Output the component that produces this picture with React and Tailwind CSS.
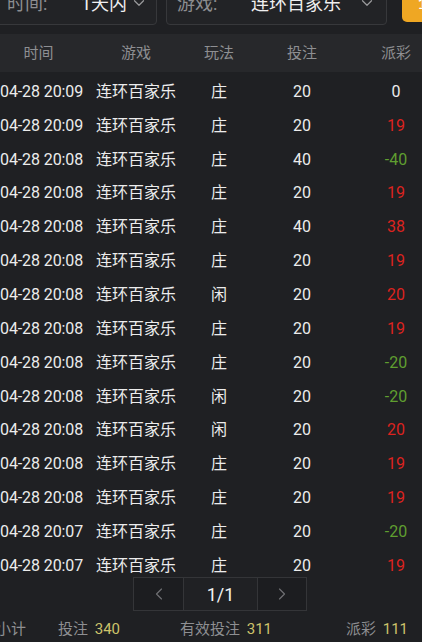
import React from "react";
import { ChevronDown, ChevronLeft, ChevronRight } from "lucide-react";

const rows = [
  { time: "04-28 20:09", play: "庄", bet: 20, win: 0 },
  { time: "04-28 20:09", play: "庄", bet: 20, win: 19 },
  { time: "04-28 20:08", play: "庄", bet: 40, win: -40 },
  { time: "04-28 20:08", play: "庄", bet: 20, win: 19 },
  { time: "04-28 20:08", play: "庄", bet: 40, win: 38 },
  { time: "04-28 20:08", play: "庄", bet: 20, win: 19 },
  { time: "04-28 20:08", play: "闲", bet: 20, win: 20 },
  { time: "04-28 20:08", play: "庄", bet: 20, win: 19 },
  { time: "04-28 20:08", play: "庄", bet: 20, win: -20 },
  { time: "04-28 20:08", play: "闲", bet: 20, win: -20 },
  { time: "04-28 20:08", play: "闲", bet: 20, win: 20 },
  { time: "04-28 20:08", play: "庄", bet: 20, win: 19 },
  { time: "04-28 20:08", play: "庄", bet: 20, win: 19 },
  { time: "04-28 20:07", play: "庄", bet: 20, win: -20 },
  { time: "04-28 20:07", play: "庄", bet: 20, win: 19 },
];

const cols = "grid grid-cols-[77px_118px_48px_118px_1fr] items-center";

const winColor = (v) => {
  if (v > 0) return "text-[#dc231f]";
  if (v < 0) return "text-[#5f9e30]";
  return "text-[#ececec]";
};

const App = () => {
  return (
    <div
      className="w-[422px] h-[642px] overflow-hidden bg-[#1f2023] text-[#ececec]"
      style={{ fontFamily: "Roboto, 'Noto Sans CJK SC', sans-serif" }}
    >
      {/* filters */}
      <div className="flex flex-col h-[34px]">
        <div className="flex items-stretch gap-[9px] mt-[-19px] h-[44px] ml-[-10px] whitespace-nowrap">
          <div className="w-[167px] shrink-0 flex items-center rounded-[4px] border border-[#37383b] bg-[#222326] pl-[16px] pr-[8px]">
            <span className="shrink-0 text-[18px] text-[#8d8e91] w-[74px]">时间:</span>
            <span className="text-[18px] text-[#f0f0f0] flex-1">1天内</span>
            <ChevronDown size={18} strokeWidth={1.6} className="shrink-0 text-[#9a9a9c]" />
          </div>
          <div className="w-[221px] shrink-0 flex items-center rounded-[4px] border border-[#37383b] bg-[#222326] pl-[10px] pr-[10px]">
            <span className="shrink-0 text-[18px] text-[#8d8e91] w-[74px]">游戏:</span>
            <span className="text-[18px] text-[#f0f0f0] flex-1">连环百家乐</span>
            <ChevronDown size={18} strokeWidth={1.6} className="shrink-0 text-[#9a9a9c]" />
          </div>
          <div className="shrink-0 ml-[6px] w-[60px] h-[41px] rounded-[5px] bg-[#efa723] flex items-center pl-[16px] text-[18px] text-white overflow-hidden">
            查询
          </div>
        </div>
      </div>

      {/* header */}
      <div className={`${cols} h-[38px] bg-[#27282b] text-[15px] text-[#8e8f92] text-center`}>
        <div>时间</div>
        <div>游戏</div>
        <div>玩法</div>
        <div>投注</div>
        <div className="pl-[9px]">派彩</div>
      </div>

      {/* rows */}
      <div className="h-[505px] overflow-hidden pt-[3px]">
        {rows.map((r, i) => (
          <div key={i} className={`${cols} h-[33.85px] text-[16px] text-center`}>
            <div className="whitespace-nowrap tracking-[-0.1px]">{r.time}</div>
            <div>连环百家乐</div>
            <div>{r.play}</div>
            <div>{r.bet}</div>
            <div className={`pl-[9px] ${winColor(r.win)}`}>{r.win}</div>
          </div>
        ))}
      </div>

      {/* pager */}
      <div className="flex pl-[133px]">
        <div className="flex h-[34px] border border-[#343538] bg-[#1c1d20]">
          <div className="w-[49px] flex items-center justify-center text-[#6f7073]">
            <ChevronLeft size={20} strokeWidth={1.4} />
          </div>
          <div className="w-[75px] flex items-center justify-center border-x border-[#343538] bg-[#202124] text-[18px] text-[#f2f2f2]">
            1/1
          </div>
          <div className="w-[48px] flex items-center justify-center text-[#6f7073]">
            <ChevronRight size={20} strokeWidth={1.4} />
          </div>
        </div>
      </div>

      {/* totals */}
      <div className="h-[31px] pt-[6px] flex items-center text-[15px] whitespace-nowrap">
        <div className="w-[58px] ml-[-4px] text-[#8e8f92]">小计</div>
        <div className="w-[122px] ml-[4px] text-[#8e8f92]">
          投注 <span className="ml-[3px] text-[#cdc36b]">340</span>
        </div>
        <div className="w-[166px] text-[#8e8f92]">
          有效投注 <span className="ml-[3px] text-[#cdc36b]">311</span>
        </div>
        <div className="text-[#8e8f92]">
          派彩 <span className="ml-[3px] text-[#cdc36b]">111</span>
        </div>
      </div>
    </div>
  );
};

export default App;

* * *

Extract, word for word, each line from the top of the data down to and including the line with "ChevronDown, ChevronLeft, ChevronRight"; skip the pictures.

◆ COMPLETE OUTPUT:
Output the component that produces this picture with React and Tailwind CSS.
import React from "react";
import { ChevronDown, ChevronLeft, ChevronRight } from "lucide-react";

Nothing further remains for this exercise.